FOREIGN CORRESPONDENCE LIVE
On October 25, 2011, Wilson & I went headed up to Brooklyn’s Masonic Temple to witness Amon Tobin’s ISAM: LIVE. Now, a simple Google search of “ISAM LIVE” will direct you to a plethora of reviews, commentaries, theories, and other insight. To review what Wilson & I there in that Masonic Temple in Brooklyn would be little more than a rehashing of beguiled and the wonder invoked by ISAM: LIVE. Therefore, I went through every page of every ISAM: LIVE review I could find online, extracted the best adjectives, alliteration, verbs, nouns, similes and metaphors found in the pages upon pages of ISAM:LIVE reviews, reassembled them, and created that which is written below. Wilson took the photos.
Ever since Daft Punk’s giant pyramid, electronic acts have recognized the need for a sensory stage show–Justice and their wall of Marshall amps; Deadmau5 and his Rubik’s cube. These novelties have made live electronic music more visually interesting, and have helped sell more tickets, but they’ve so far been just that–novelties, meant to give the audience something to look at while somebody stands at a laptop computer.
Amon Tobin’s current ISAM: LIVE tour, on the other hand, belongs in a museum.
Developing the visual show alongside Amon is the award winning, internationally published V Squared Labs in collaboration with LVTHN. Leading the animation and interactive team are directors Vello Virkhaus & Matt Daly. The show features a stunning 25′ x 14′ x 8′ multi-dimensional/ shape shifting 3-D art installation surrounding Tobin and enveloping him and the audience in a beyond 3-D experience. A fantastic visual journey to accompany ISAM.
The result is an abstract narrative, subtle and bombastic – using projection mapping, generative/audio reactive real time and pre-rendered elements combined with custom software to control the show.
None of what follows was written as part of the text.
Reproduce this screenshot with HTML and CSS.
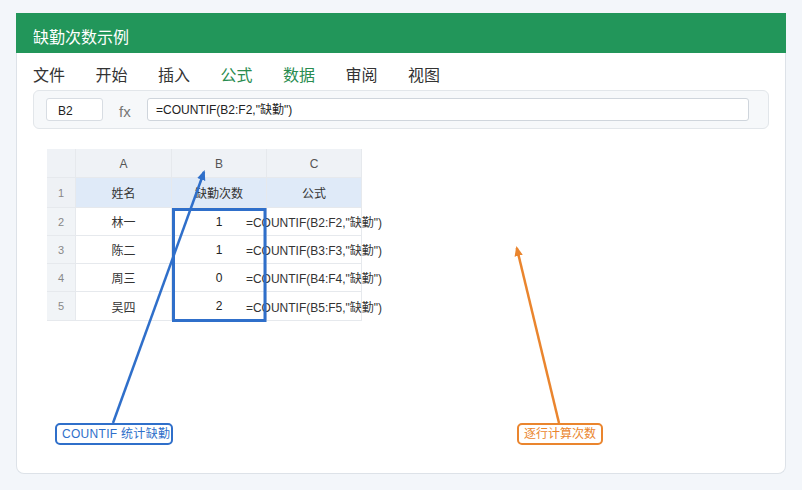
FILE: index.html
```html
<!DOCTYPE html>
<html lang="zh">
<head>
<meta charset="utf-8">
<title>缺勤次数示例</title>
<link rel="stylesheet" href="styles.css">
</head>
<body>
<div class="card">
  <div class="title">缺勤次数示例</div>
  <div class="menu">
    <span class="mi">文件</span>
    <span class="mi">开始</span>
    <span class="mi">插入</span>
    <span class="mi green">公式</span>
    <span class="mi green">数据</span>
    <span class="mi">审阅</span>
    <span class="mi">视图</span>
  </div>
  <div class="fbar">
    <div class="namebox">B2</div>
    <div class="fx">fx</div>
    <div class="finput">=COUNTIF(B2:F2,"缺勤")</div>
  </div>
  <div class="sheet">
    <div class="c corner"></div>
    <div class="c colh">A</div>
    <div class="c colh">B</div>
    <div class="c colh">C</div>

    <div class="c rowh r1">1</div>
    <div class="c hd">姓名</div>
    <div class="c hd">缺勤次数</div>
    <div class="c hd">公式</div>

    <div class="c rowh">2</div>
    <div class="c">林一</div>
    <div class="c num">1</div>
    <div class="c"><span class="nw">=COUNTIF(B2:F2,"缺勤")</span></div>

    <div class="c rowh">3</div>
    <div class="c">陈二</div>
    <div class="c num">1</div>
    <div class="c"><span class="nw">=COUNTIF(B3:F3,"缺勤")</span></div>

    <div class="c rowh">4</div>
    <div class="c">周三</div>
    <div class="c num">0</div>
    <div class="c"><span class="nw">=COUNTIF(B4:F4,"缺勤")</span></div>

    <div class="c rowh">5</div>
    <div class="c">吴四</div>
    <div class="c num">2</div>
    <div class="c"><span class="nw">=COUNTIF(B5:F5,"缺勤")</span></div>
  </div>
</div>

<svg class="overlay" width="802" height="490" viewBox="0 0 802 490">
  <defs>
    <marker id="ab" markerWidth="10" markerHeight="10" refX="8" refY="5" orient="auto" markerUnits="userSpaceOnUse">
      <path d="M0,0.8 L10,5 L0,9.2 Z" fill="#2f6fca"/>
    </marker>
    <marker id="ao" markerWidth="10" markerHeight="10" refX="8" refY="5" orient="auto" markerUnits="userSpaceOnUse">
      <path d="M0,0.8 L10,5 L0,9.2 Z" fill="#ea852e"/>
    </marker>
  </defs>
  <rect x="173.5" y="209.5" width="91.5" height="111" fill="none" stroke="#2f6fca" stroke-width="3"/>
  <line x1="113" y1="423" x2="204" y2="172" stroke="#2f6fca" stroke-width="2.5" marker-end="url(#ab)"/>
  <line x1="559" y1="423" x2="516.8" y2="248" stroke="#ea852e" stroke-width="2.5" marker-end="url(#ao)"/>
</svg>

<div class="callout blue">COUNTIF 统计缺勤</div>
<div class="callout orange">逐行计算次数</div>
</body>
</html>
```

FILE: styles.css
```css
* { box-sizing: border-box; }
html, body { margin: 0; padding: 0; }
body {
  position: relative;
  width: 802px;
  height: 490px;
  background: #f3f6fa;
  font-family: "Liberation Sans", "Noto Sans CJK SC", sans-serif;
  color: #222;
  overflow: hidden;
}
.card {
  margin: 13px 0 0 16px;
  width: 770px;
  height: 461px;
  background: #ffffff;
  border: 1px solid #dde2e8;
  border-top: none;
  border-radius: 0 0 8px 8px;
}
.title {
  margin: 0 -1px;
  height: 40px;
  padding: 7px 0 0 17px;
  line-height: 33px;
  background: #22965a;
  color: #ffffff;
  font-family: "Noto Sans CJK SC", sans-serif;
  font-size: 16px;
}
.menu {
  display: flex;
  gap: 30.5px;
  height: 37px;
  padding: 7px 0 0 16px;
  font-family: "Noto Sans CJK SC", sans-serif;
  font-size: 16px;
  line-height: 28px;
  color: #333;
}
.mi.green { color: #2a8c50; }
.fbar {
  display: flex;
  align-items: center;
  margin-left: 16px;
  width: 736px;
  height: 39px;
  padding: 0 19px 0 12px;
  background: #f6f8fa;
  border: 1px solid #e2e6ea;
  border-radius: 6px;
}
.namebox {
  width: 57px;
  height: 23px;
  padding: 2px 0 0 11px;
  line-height: 21px;
  font-size: 12px;
  background: #fff;
  border: 1px solid #d8dde3;
  border-radius: 3px;
  color: #222;
}
.fx {
  width: 44px;
  padding: 4px 0 0 16px;
  font-size: 15px;
  color: #777;
}
.finput {
  flex: 1;
  height: 23px;
  padding: 1px 0 0 8px;
  line-height: 21px;
  font-size: 12px;
  background: #fff;
  border: 1px solid #cfd5dc;
  border-radius: 3px;
  color: #222;
}
.sheet {
  display: grid;
  grid-template-columns: 29px 96px 95px 95px;
  grid-template-rows: 29px 30px 28px 28px 28px 29px;
  margin: 20px 0 0 30px;
  width: 315px;
}
.c {
  display: flex;
  align-items: center;
  justify-content: center;
  font-size: 12px;
  color: #333;
  background: #fff;
  border-right: 1px solid #e6e9ed;
  border-bottom: 1px solid #e6e9ed;
  white-space: nowrap;
}
.corner, .colh { background: #eff2f6; }
.colh { color: #555; font-size: 12px; padding-top: 1px; }
.rowh { background: #f1f4f7; color: #888; font-size: 11px; }
.rowh.r1 { background: #eef1f5; }
.hd { background: #dfeaf8; color: #333; }
.nw { white-space: nowrap; }
.num { color: #222; }
.overlay {
  position: absolute;
  left: 0;
  top: 0;
  pointer-events: none;
}
.callout {
  position: absolute;
  top: 423px;
  height: 22px;
  line-height: 18px;
  font-size: 12px;
  background: #fff;
  border: 2px solid;
  border-radius: 5px;
  white-space: nowrap;
}
.callout.blue {
  left: 55px;
  width: 118px;
  padding-left: 5px;
  color: #2f6fca;
  border-color: #2f6fca;
  letter-spacing: 0.3px;
}
.callout.orange {
  left: 517px;
  width: 86px;
  padding-left: 5px;
  color: #ea852e;
  border-color: #ea852e;
}
```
The result is that ISAM: LIVE creates a visual incarnation of the album’s sounds.
ISAM: LIVE is Amon Tobin’s Metropolis. In a series of wordless images, Tobin makes a bold statement on technology and its omnipresence in our modern universe–terrifying one minute, beautiful the next. The combined effect is a 3D experience where the cubes move even though they’re not moving; where the sculpture floats through space even though it is immobile; where a parallel universe exists with shape-shifting factories, angry jet engines and mechanized factory clangs competing with brilliant, serene patterns and transformative optical illusions. Like all great art, the production is thought-provoking, challenging and stunning. Submitting to it is pure glee.
And in the center of all this, in a cube larger than the others, is Tobin, occasionally lit from within. These reveals–that there is, in fact, a human involved–pull the curtain back on a spectacle that’s seemingly created solely from silicon, and enshrine the production as a triumph not only of technological engineering but of cranial ingenuity.
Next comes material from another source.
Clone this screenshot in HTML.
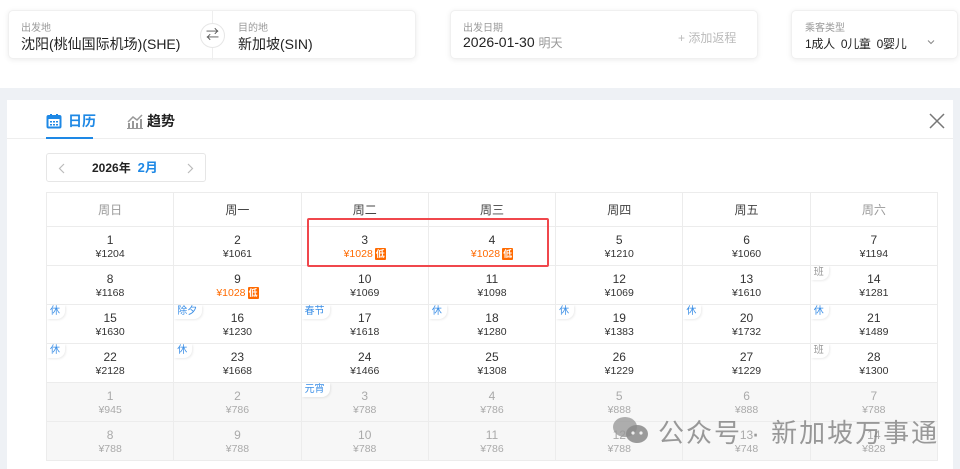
<!DOCTYPE html>
<html><head><meta charset="utf-8"><style>
*{box-sizing:border-box;margin:0;padding:0}
body{width:960px;height:469px;overflow:hidden;background:#fff;font-family:"Liberation Sans","Noto Sans CJK SC",sans-serif;position:relative;color:#333}
.card{position:absolute;background:#fff;border-radius:5px;box-shadow:0 1px 6px rgba(0,0,0,.08);border:1px solid #f0f0f0}
.lbl{position:absolute;font-size:10px;color:#999}
.val{position:absolute;font-size:14px;color:#222;white-space:nowrap}
.band{position:absolute;left:0;top:88px;width:960px;height:381px;background:#eef1f5}
.panel{position:absolute;left:7px;top:100px;width:946px;height:369px;background:#fff}
table{position:absolute;left:46px;top:192px;width:892px;border-collapse:collapse;table-layout:fixed}
td{border:1px solid #ececec;text-align:center;height:39px;position:relative;vertical-align:top}
th{border:1px solid #ececec;height:34px;font-weight:normal;font-size:12px;color:#444}
td .n{font-size:12px;color:#333;margin-top:6px;line-height:14px}
td .p{font-size:10.5px;color:#333;line-height:14px}
td.g{background:#f7f7f7}
td.g .n,td.g .p{color:#aaa}
.lo{color:#ff6a00!important}
.lo b{display:inline-block;background:#ff6a00;color:#fff;font-size:9px;font-weight:bold;padding:0 1px;line-height:12px;border-radius:1px;margin-left:2px}
.tag{position:absolute;left:0;top:0;font-size:10px;color:#3a8ee6;background:#fff;padding:0 5px 1px 3px;line-height:13px;border-radius:0 0 8px 0;box-shadow:1px 1px 2px rgba(0,0,0,.08)}
.tag.b{color:#999}
</style></head><body>
<div class="card" style="left:8px;top:10px;width:408px;height:49px">
<div class="lbl" style="left:12px;top:8px">出发地</div>
<div class="val" style="left:12px;top:23px">沈阳(桃仙国际机场)(SHE)</div>
<div style="position:absolute;left:203px;top:0;width:1px;height:49px;background:#eee"></div>
<div style="position:absolute;left:191px;top:12px;width:25px;height:25px;border-radius:50%;background:#fff;border:1px solid #e6e6e6;font-size:13px;text-align:center;line-height:22px;color:#555">⇄</div>
<div class="lbl" style="left:229px;top:8px">目的地</div>
<div class="val" style="left:229px;top:23px">新加坡(SIN)</div>
</div>
<div class="card" style="left:450px;top:10px;width:308px;height:49px">
<div class="lbl" style="left:12px;top:8px">出发日期</div>
<div class="val" style="left:12px;top:23px">2026-01-30 <span style="font-size:12px;color:#999">明天</span></div>
<div style="position:absolute;left:227px;top:18px;font-size:12px;color:#bbb">+ 添加返程</div>
</div>
<div class="card" style="left:791px;top:10px;width:167px;height:49px">
<div class="lbl" style="left:13px;top:8px">乘客类型</div>
<div style="position:absolute;left:13px;top:24px;font-size:12px;color:#222;white-space:nowrap;letter-spacing:-.3px">1成人&nbsp;&nbsp;0儿童&nbsp;&nbsp;0婴儿</div>
<svg style="position:absolute;left:135px;top:28px" width="8" height="6" viewBox="0 0 8 6"><path d="M1 1.5 L4 4.5 L7 1.5" stroke="#888" fill="none" stroke-width="1"/></svg>
</div>
<div class="band"></div>
<div class="panel">
<div style="position:absolute;left:0;top:38px;width:946px;height:1px;background:#eee"></div>
<div style="position:absolute;left:39px;top:37px;width:47px;height:2px;background:#1e88e5"></div>
<svg style="position:absolute;left:39px;top:13px" width="16" height="16" viewBox="0 0 16 16"><rect x="1.5" y="3" width="13" height="11.5" rx="1" fill="none" stroke="#1e88e5" stroke-width="2"/><rect x="1.5" y="3" width="13" height="3" fill="#1e88e5"/><rect x="4" y="1" width="2" height="3" fill="#1e88e5"/><rect x="10" y="1" width="2" height="3" fill="#1e88e5"/><g fill="#1e88e5"><rect x="4" y="8" width="2" height="1.5"/><rect x="7" y="8" width="2" height="1.5"/><rect x="10" y="8" width="2" height="1.5"/><rect x="4" y="11" width="2" height="1.5"/><rect x="7" y="11" width="2" height="1.5"/><rect x="10" y="11" width="2" height="1.5"/></g></svg>
<div style="position:absolute;left:61px;top:11px;font-size:14px;font-weight:bold;color:#1e88e5">日历</div>
<svg style="position:absolute;left:120px;top:13px" width="16" height="16" viewBox="0 0 16 16"><g fill="#999"><rect x="1" y="10" width="2" height="5"/><rect x="5" y="8" width="2" height="7"/><rect x="9" y="10" width="2" height="5"/><rect x="13" y="6" width="2" height="9"/><rect x="0" y="15" width="16" height="1"/></g><path d="M1 9 L6 4 L10 7 L15 2" stroke="#999" stroke-width="1.5" fill="none"/></svg>
<div style="position:absolute;left:140px;top:11px;font-size:14px;font-weight:bold;color:#222">趋势</div>
<svg style="position:absolute;left:922px;top:13px" width="16" height="16" viewBox="0 0 16 16"><path d="M1 1 L15 15 M15 1 L1 15" stroke="#777" stroke-width="1.5"/></svg>
<div style="position:absolute;left:39px;top:53px;width:160px;height:29px;border:1px solid #e6e6e6;border-radius:3px">
<svg style="position:absolute;left:11px;top:9px" width="7" height="11" viewBox="0 0 7 11"><path d="M6 1 L1.5 5.5 L6 10" stroke="#bbb" fill="none" stroke-width="1.2"/></svg>
<span style="position:absolute;left:45px;top:0;line-height:27px;font-size:12px;font-weight:bold;color:#222;white-space:nowrap">2026年 <span style="color:#1e88e5;font-size:13px">&nbsp;2月</span></span>
<svg style="position:absolute;left:140px;top:9px" width="7" height="11" viewBox="0 0 7 11"><path d="M1 1 L5.5 5.5 L1 10" stroke="#bbb" fill="none" stroke-width="1.2"/></svg>
</div>
</div>
<table>
<tr><th style="color:#999">周日</th><th>周一</th><th>周二</th><th>周三</th><th>周四</th><th>周五</th><th style="color:#999">周六</th></tr>
<tr><td><div class="n">1</div><div class="p">¥1204</div></td><td><div class="n">2</div><div class="p">¥1061</div></td><td><div class="n">3</div><div class="p lo">¥1028<b>低</b></div></td><td><div class="n">4</div><div class="p lo">¥1028<b>低</b></div></td><td><div class="n">5</div><div class="p">¥1210</div></td><td><div class="n">6</div><div class="p">¥1060</div></td><td><div class="n">7</div><div class="p">¥1194</div></td></tr>
<tr><td><div class="n">8</div><div class="p">¥1168</div></td><td><div class="n">9</div><div class="p lo">¥1028<b>低</b></div></td><td><div class="n">10</div><div class="p">¥1069</div></td><td><div class="n">11</div><div class="p">¥1098</div></td><td><div class="n">12</div><div class="p">¥1069</div></td><td><div class="n">13</div><div class="p">¥1610</div></td><td><span class="tag b">班</span><div class="n">14</div><div class="p">¥1281</div></td></tr>
<tr><td><span class="tag">休</span><div class="n">15</div><div class="p">¥1630</div></td><td><span class="tag">除夕</span><div class="n">16</div><div class="p">¥1230</div></td><td><span class="tag">春节</span><div class="n">17</div><div class="p">¥1618</div></td><td><span class="tag">休</span><div class="n">18</div><div class="p">¥1280</div></td><td><span class="tag">休</span><div class="n">19</div><div class="p">¥1383</div></td><td><span class="tag">休</span><div class="n">20</div><div class="p">¥1732</div></td><td><span class="tag">休</span><div class="n">21</div><div class="p">¥1489</div></td></tr>
<tr><td><span class="tag">休</span><div class="n">22</div><div class="p">¥2128</div></td><td><span class="tag">休</span><div class="n">23</div><div class="p">¥1668</div></td><td><div class="n">24</div><div class="p">¥1466</div></td><td><div class="n">25</div><div class="p">¥1308</div></td><td><div class="n">26</div><div class="p">¥1229</div></td><td><div class="n">27</div><div class="p">¥1229</div></td><td><span class="tag b">班</span><div class="n">28</div><div class="p">¥1300</div></td></tr>
<tr><td class="g"><div class="n">1</div><div class="p">¥945</div></td><td class="g"><div class="n">2</div><div class="p">¥786</div></td><td class="g"><span class="tag">元宵</span><div class="n">3</div><div class="p">¥788</div></td><td class="g"><div class="n">4</div><div class="p">¥786</div></td><td class="g"><div class="n">5</div><div class="p">¥888</div></td><td class="g"><div class="n">6</div><div class="p">¥888</div></td><td class="g"><div class="n">7</div><div class="p">¥788</div></td></tr>
<tr><td class="g"><div class="n">8</div><div class="p">¥788</div></td><td class="g"><div class="n">9</div><div class="p">¥788</div></td><td class="g"><div class="n">10</div><div class="p">¥788</div></td><td class="g"><div class="n">11</div><div class="p">¥786</div></td><td class="g"><div class="n">12</div><div class="p">¥788</div></td><td class="g"><div class="n">13</div><div class="p">¥748</div></td><td class="g"><div class="n">14</div><div class="p">¥828</div></td></tr>
</table>
<div style="position:absolute;left:307px;top:218px;width:242px;height:49px;border:2px solid #f0474c;border-radius:2px"></div>
<svg style="position:absolute;left:612px;top:416px" width="38" height="30" viewBox="0 0 38 30"><ellipse cx="13" cy="11" rx="12" ry="10" fill="#9a9a9a" opacity=".8"/><ellipse cx="25" cy="18" rx="11" ry="9" fill="#8a8a8a" opacity=".85"/><circle cx="21" cy="17" r="1.6" fill="#eee"/><circle cx="29" cy="17" r="1.6" fill="#eee"/></svg>
<div style="position:absolute;left:658px;top:413px;font-size:26px;color:rgba(120,120,120,.75);letter-spacing:2px;white-space:nowrap">公众号 · 新加坡万事通</div>
</body></html>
Tobin has described this latest phase in his career as ‘future sounds imperfected’. And it is unquestionably refreshing to witness an artist not adhering to the current impasse of retro-culture, as Tobin’s performance is bereft of any overtly ersatz nods to the past. Coming over like the colossal aggregate of Einsturzende Neubauten and Squarepusher, plotting a whole new course for electronic music.
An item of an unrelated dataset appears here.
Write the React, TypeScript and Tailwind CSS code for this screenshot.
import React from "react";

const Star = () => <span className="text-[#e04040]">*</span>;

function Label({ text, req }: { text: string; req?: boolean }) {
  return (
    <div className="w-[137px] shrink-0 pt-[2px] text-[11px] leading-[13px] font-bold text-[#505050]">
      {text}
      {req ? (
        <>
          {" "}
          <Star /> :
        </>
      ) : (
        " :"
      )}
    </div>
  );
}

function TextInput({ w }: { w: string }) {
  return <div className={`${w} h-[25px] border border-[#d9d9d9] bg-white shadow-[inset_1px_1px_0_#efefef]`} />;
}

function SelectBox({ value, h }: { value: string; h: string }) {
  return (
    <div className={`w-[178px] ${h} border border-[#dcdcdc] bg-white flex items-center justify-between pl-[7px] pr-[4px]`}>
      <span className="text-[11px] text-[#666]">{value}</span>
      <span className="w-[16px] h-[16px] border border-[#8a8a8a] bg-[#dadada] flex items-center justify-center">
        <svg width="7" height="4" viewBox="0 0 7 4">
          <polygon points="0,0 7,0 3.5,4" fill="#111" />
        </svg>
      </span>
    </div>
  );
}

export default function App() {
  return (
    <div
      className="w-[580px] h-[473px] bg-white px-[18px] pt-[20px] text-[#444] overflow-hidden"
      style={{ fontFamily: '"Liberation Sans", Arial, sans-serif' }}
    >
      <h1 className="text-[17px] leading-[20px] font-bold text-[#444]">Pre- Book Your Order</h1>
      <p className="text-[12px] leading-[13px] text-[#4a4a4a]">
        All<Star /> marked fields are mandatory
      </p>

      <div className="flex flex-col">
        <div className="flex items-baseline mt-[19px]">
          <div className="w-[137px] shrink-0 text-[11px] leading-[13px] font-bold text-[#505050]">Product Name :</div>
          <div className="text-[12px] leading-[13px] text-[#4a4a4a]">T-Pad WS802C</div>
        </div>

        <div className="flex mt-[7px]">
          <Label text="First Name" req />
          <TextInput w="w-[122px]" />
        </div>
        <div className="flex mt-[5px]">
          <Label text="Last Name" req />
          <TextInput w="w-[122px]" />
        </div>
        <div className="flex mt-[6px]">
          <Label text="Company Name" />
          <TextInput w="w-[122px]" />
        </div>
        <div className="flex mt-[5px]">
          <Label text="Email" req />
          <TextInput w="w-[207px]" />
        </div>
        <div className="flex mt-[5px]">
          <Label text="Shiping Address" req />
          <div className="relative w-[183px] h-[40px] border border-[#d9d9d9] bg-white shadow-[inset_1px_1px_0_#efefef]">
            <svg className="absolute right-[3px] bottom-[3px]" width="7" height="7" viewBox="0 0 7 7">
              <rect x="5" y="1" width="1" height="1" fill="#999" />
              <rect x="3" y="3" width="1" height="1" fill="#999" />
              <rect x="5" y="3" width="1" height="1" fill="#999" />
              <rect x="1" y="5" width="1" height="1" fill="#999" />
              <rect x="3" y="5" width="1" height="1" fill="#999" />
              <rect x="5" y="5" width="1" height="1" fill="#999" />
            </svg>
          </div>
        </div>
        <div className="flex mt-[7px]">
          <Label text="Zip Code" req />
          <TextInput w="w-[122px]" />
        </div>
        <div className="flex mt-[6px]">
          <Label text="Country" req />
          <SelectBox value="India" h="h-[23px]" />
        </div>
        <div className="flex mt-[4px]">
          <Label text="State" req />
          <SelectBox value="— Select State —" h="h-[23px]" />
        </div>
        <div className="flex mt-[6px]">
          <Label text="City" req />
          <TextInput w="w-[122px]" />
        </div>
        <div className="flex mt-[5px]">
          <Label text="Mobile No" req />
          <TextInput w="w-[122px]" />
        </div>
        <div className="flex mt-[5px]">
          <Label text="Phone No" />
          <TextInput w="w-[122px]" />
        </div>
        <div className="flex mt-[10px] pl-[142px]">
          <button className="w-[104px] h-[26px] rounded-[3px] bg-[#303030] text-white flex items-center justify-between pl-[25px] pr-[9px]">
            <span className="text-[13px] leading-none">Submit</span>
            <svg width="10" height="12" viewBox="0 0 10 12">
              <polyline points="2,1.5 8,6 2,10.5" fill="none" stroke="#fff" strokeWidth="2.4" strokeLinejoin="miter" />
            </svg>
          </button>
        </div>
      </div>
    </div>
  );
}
In person, it’s hard not to be overwhelmed by the sheer mathematics of the display. In one jaw-dropping moment, the projector shot out a static grid of white lines perfectly picking out every edge of the set, with the faces of the cubes plunged into darkness. Just as you marvel at the power, resolution, and accuracy required, the image animates and the cubes apparently tumble away, the integrity of their forms perfectly preserved, and the set dematerializes before your eyes. Of course, these moments coincide with the stuttering climaxes of Tobin’s intricate collages of found sounds and recordings.
It doesn’t sound like much in writing, and words can never do justice to the sheer majesty of the performance.